National Security Council in ‘holding pattern’ after Flynn resignation

The National Security Council is in “a holding pattern” after Michael Flynn’s resignation, a White House official said Tuesday.

Aides who came in with the former national security adviser are left trying to figure out whether they will follow their former boss and resign.

A trio of top staffers at the council, including acting-national security adviser Keith Kellogg, held an “all hands” meeting at the Eisenhower Executive Office Building Tuesday morning briefing the staff on the resignation and instructing them to go ahead with their jobs, an aide who attended told CNN.

Kellogg — along with KT McFarland, Flynn’s former deputy, and homeland security adviser Tom Bossert — attempted to quell concerns around Flynn’s resignation and job security at the national security body.

It was a tough sell: Many of those in attendance at the National Security Council stayed late into the night Monday to see how things shook out for their former boss and remain concerned that there could be wholesale changes after Flynn’s departure.

Flynn, after misleading Vice President Mike Pence and other top White House staffers about his talks with the Russian ambassador, stepped down Monday night.

“I inadvertently briefed the vice president-elect and others with incomplete information regarding my phone calls with the Russian ambassador,” Flynn wrote in his resignation letter.

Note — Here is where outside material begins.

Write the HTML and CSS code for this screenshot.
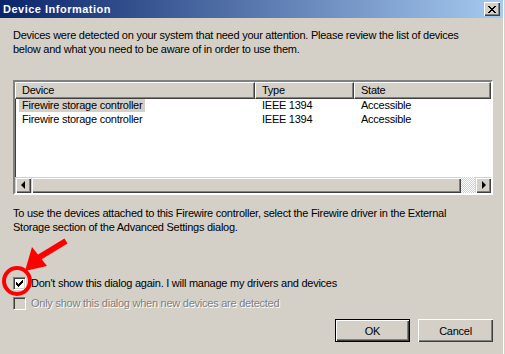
FILE: index.html
```html
<!DOCTYPE html>
<html lang="en">
<head>
  <meta charset="UTF-8" />
  <title>Device Information</title>
  <link rel="stylesheet" href="styles.css">
</head>
<body>
  <div class="window">
    <div class="titlebar">
      <span class="title">Device Information</span>
      <span class="close-btn">
        <svg width="8" height="7" viewBox="0 0 8 7" shape-rendering="crispEdges">
          <path fill="#000" d="M0 0h2v1H0zM6 0h2v1H6zM1 1h2v1H1zM5 1h2v1H5zM2 2h4v1H2zM3 3h2v1H3zM2 4h4v1H2zM1 5h2v1H1zM5 5h2v1H5zM0 6h2v1H0zM6 6h2v1H6z"/>
        </svg>
      </span>
    </div>

    <div class="content">
      <p class="intro">Devices were detected on your system that need your attention. Please review the list of devices<br>below and what you need to be aware of in order to use them.</p>

      <div class="listview">
        <div class="list-header">
          <div class="col">Device</div>
          <div class="col">Type</div>
          <div class="col">State</div>
        </div>
        <div class="list-body">
          <div class="list-row">
            <div class="cell"><span class="selected">Firewire storage controller</span></div>
            <div class="cell">IEEE 1394</div>
            <div class="cell">Accessible</div>
          </div>
          <div class="list-row">
            <div class="cell"><span class="plain">Firewire storage controller</span></div>
            <div class="cell">IEEE 1394</div>
            <div class="cell">Accessible</div>
          </div>
        </div>
        <div class="hscroll">
          <div class="scroll-btn"><span class="arrow-left"></span></div>
          <div class="scroll-thumb"></div>
          <div class="scroll-track"></div>
          <div class="scroll-btn"><span class="arrow-right"></span></div>
        </div>
      </div>

      <p class="note">To use the devices attached to this Firewire controller, select the Firewire driver in the External<br>Storage section of the Advanced Settings dialog.</p>

      <div class="checks">
        <div class="check-row">
          <span class="checkbox">
            <svg width="7" height="7" viewBox="0 0 7 7" shape-rendering="crispEdges">
              <path fill="#000" d="M6 0h1v1H6zM5 1h2v1H5zM0 2h1v1H0zM4 2h3v1H4zM0 3h2v1H0zM3 3h3v1H3zM0 4h5v1H0zM1 5h3v1H1zM2 6h1v1H2z"/>
            </svg>
          </span>
          <span class="check-label">Don't show this dialog again. I will manage my drivers and devices</span>
        </div>
        <div class="check-row disabled">
          <span class="checkbox"></span>
          <span class="check-label">Only show this dialog when new devices are detected</span>
        </div>
      </div>

      <div class="buttons">
        <button class="btn default">OK</button>
        <button class="btn">Cancel</button>
      </div>
    </div>

    <!-- red annotation drawn over the dialog -->
    <svg class="annotation" width="505" height="354" viewBox="0 0 505 354">
      <circle cx="17" cy="281" r="13" fill="none" stroke="#f00" stroke-width="4"/>
      <line x1="66" y1="241" x2="38" y2="258" stroke="#f00" stroke-width="6"/>
      <polygon fill="#f00" points="32,247 47,266 25,271"/>
    </svg>
  </div>
</body>
</html>
```

FILE: styles.css
```css
body {
  margin: 0;
  background: #d4d0c8;
  font-family: "Liberation Sans", Arial, sans-serif;
  font-size: 11px;
  letter-spacing: -0.25px;
  color: #000;
}

.window {
  position: relative;
  width: 503px;
  height: 354px;
  border-right: 1px solid #fff;
  overflow: hidden;
}

.titlebar {
  height: 18px;
  padding: 0 3px;
  display: flex;
  align-items: center;
  justify-content: space-between;
  background: linear-gradient(to right, #0a246a, #a6caf0);
}

.title {
  color: #fff;
  font-weight: bold;
  font-size: 11px;
  letter-spacing: 0.5px;
}

.close-btn {
  width: 16px;
  height: 14px;
  box-sizing: border-box;
  display: flex;
  align-items: center;
  justify-content: center;
  background: #d4d0c8;
  box-shadow: inset 1px 1px #fff, inset -1px -1px #404040, inset -2px -2px #808080;
}

.content {
  padding: 10px 10px 0 13px;
}

.intro,
.note {
  margin: 0;
  line-height: 14px;
  white-space: nowrap;
}

.listview {
  margin-top: 24px;
  height: 115px;
  box-sizing: border-box;
  border: 2px solid;
  border-color: #808080 #fff #fff #808080;
  box-shadow: inset 1px 1px #404040;
  display: flex;
  flex-direction: column;
  background: #fff;
}

.list-header,
.list-row {
  display: grid;
  grid-template-columns: 240px 99px 1fr;
}

.list-header .col {
  height: 17px;
  box-sizing: border-box;
  padding-left: 6px;
  line-height: 15px;
  background: #d4d0c8;
  border-top: 1px solid #fff;
  border-left: 1px solid #fff;
  box-shadow: inset -1px -1px #808080;
  border-right: 1px solid #404040;
  border-bottom: 1px solid #404040;
}

.list-body {
  flex: 1;
}

.list-row {
  height: 14px;
  line-height: 13px;
}

.cell {
  padding-left: 7px;
}

.cell .selected,
.cell .plain {
  display: inline-block;
  margin-left: -3px;
  padding: 0 3px;
  height: 13px;
}

.cell .selected {
  background: #d4d0c8;
}

.hscroll {
  height: 16px;
  display: flex;
  background: #d4d0c8;
}

.scroll-btn,
.scroll-thumb {
  width: 16px;
  height: 16px;
  box-sizing: border-box;
  background: #d4d0c8;
  box-shadow: inset 1px 1px #d4d0c8, inset 2px 2px #fff, inset -1px -1px #404040, inset -2px -2px #808080;
  display: flex;
  align-items: center;
  justify-content: center;
}

.scroll-thumb {
  width: auto;
  flex: 1;
}

.scroll-track {
  width: 14px;
  background: repeating-conic-gradient(#d4d0c8 0 25%, #fff 0 50%) 0 0 / 2px 2px;
}

.arrow-left,
.arrow-right {
  width: 0;
  height: 0;
  border-top: 4px solid transparent;
  border-bottom: 4px solid transparent;
}

.arrow-left {
  border-right: 4px solid #000;
  margin-left: -1px;
}

.arrow-right {
  border-left: 4px solid #000;
  margin-left: 1px;
}

.note {
  margin-top: 11px;
}

.checks {
  margin-top: 39px;
}

.check-row {
  height: 20px;
  display: flex;
  align-items: center;
  gap: 5px;
}

.checkbox {
  width: 13px;
  height: 13px;
  box-sizing: border-box;
  background: #fff;
  border: 1px solid;
  border-color: #808080 #fff #fff #808080;
  box-shadow: inset 1px 1px #404040, inset -1px -1px #d4d0c8;
  display: flex;
  align-items: center;
  justify-content: center;
}

.disabled .checkbox {
  background: #d4d0c8;
}

.disabled .check-label {
  color: #808080;
  text-shadow: 1px 1px 0 #fff;
}

.buttons {
  margin-top: 6px;
  display: flex;
  justify-content: flex-end;
  gap: 8px;
}

.btn {
  width: 75px;
  height: 23px;
  padding: 0;
  border: none;
  background: #d4d0c8;
  font-family: inherit;
  font-size: 11px;
  letter-spacing: inherit;
  color: #000;
  box-shadow: inset 1px 1px #fff, inset -1px -1px #404040, inset -2px -2px #808080;
}

.btn.default {
  border: 1px solid #000;
}

.annotation {
  position: absolute;
  left: 0;
  top: 0;
  pointer-events: none;
}
```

Some of those National Security Council aides who were moving into office around the White House complex mere weeks ago feel stung by Flynn’s departure. While not all considered themselves close to the retired US Army Lieutenant General, his departure does throw the national security organization — the group tasked with implementing and coordinating the President’s foreign policy and national security objectives — into discord.

K.T. McFarland, Flynn’s deputy, is at the center of these questions. Two White House officials said McFarland has not been asked to step down, but that in is unclear whether she will remain once a new national security adviser is named.

McFarland was seen walking into the West Wing on Tuesday morning.

A senior White House official said Monday that Trump was considering three names to replace Flynn: Retired Gen. David Petraeus, former Vice Admiral Bob Harward and retired Lt. Gen. Keith Kellogg, who is working as acting national security adviser.

Harward, a former Navy SEAL and the deputy commander of US Central Command under President Barack Obama, is the front-runner for the job, two White House official said.

But with new leadership comes new staff and the White House expects whomever they name will want to bring in their own people.

“When you have flag officers that come in, they tend to bring a cadre of their own people,” said one official. “It doesn’t mean there are guarantees of changes coming, but they do tend to bring in their own people.”

The “all hands” meeting Tuesday morning was “upbeat,” said the aide who attended, but realistic that there is considerable uncertainty in the National Security Council’s current situation.

“There was an emphasis on the work that needed to get done, “the aide said. “They urged everyone that the mission of the council goes on.”